Deception & Misdirection

The Left’s “Dark Money” Coordinator: A Financial Clearinghouse


The Left’s “Dark Money” Coordinator (full series)
A Financial Clearinghouse | Just Passing Through | Funding “Civic Engagement” | Eyes on 2020

Summary: NEO Philanthropy is one of the Left’s best-kept “dark money” secrets. Commanding hundreds of millions of dollars, the group plays a key role in “incubating” dozens of new activist groups and coordinating left-wing efforts to alter the landscape of American politics in the 2020 census.

Not all “dark money” funders are created equal.

In our latest profile of the Left’s leading “dark money” grantmakers, we chart the reach of NEO Philanthropy—a massive clearinghouse instrumental in moving nearly $390 million to activist groups and liberal think tanks since 2010.

But unlike other left-wing “dark money” groups—such as the Tides Foundation or Arabella Advisors’ nonprofit network—NEO Philanthropy is also a strategy hub for the institutional Left’s biggest target: the 2020 census. Through its arms, NEO coordinates the flow of huge amounts of “dark” cash to the nonprofits pushing expanded voter registration, turnout, and anti-voter ID efforts.
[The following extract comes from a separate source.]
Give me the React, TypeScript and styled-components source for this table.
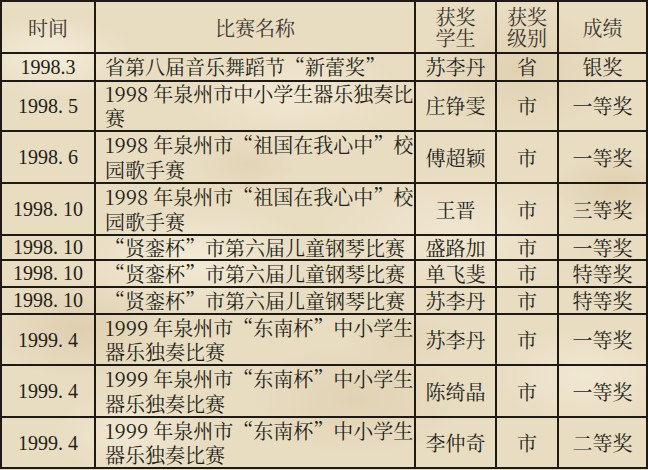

It’s a story born out of the “consumer activism” of the 1970s, the same period which gave rise to hundreds of so-called “public interest” groups that continue to dominate left-wing politics today. And though NEO Philanthropy has changed its leadership, mission, and even its name, one characteristic has remained constant: its unique position as the Left’s “dark money” coordinator of choice.

A Clearinghouse Is Born

NEO Philanthropy’s roots go back to the activism of the 1970s, a period that birthed much of the modern institutional Left. The secret is in the group’s original name—Public Interest Projects—which bears a striking resemblance to another major product of that era: the Public Interest Network, famous for campus-based Public Interest Research Groups (PIRGs). Both NEO and the PIRGs emerged from the left-wing “consumer activist” movement spearheaded by Ralph Nader, leader of the so-called “Nader’s Raiders” and founder of numerous community organizing nonprofits still at large.

As CRC has documented in “Secrets of the Public Interest Pyramid,” the PIRGs form a complex web of over a hundred research, fundraising, and lobbying groups controlled by a handful of veteran “Nader’s Raiders.” Central to this scheme are the PIRGs themselves: nonprofits that lobby for expanded state regulations largely using fees pocketed from university students who unwittingly vote to support their school’s PIRG chapter.

Today, NEO Philanthropy and the PIRGs apparently have little connection, but when Donald Ross founded NEO Philanthropy in 1983 the PIRGs were something akin to NEO’s older brother. Ross co-crafted the PIRG model alongside Nader in their 1971 book, Action for a Change, a sort of “how-to” manual for what would become the PIRG network.

From 1973 to 1982, Ross was the founder and executive director of New York State Public Interest Research Group (NY-PIRG), which he reportedly grew to 180 staffers operating out of 31 offices. Under Ross, NY-PIRG pushed for a range of policy changes, including a moratorium on the construction of nuclear power plants and abolition of nuclear energy—a popular position of the 1970s environmental Left. (Decades later, Bloomberg reported that a young Ross had led “two of the largest anti-nuclear rallies in U.S. history.”)

This activism was funded largely through student fees voted on by students across the New York state university (SUNY) system. A 1975 copy of the newspaper Albany Student Press, for instance, quotes Ross calling NY-PIRG the “pioneer of mass involvement of students.”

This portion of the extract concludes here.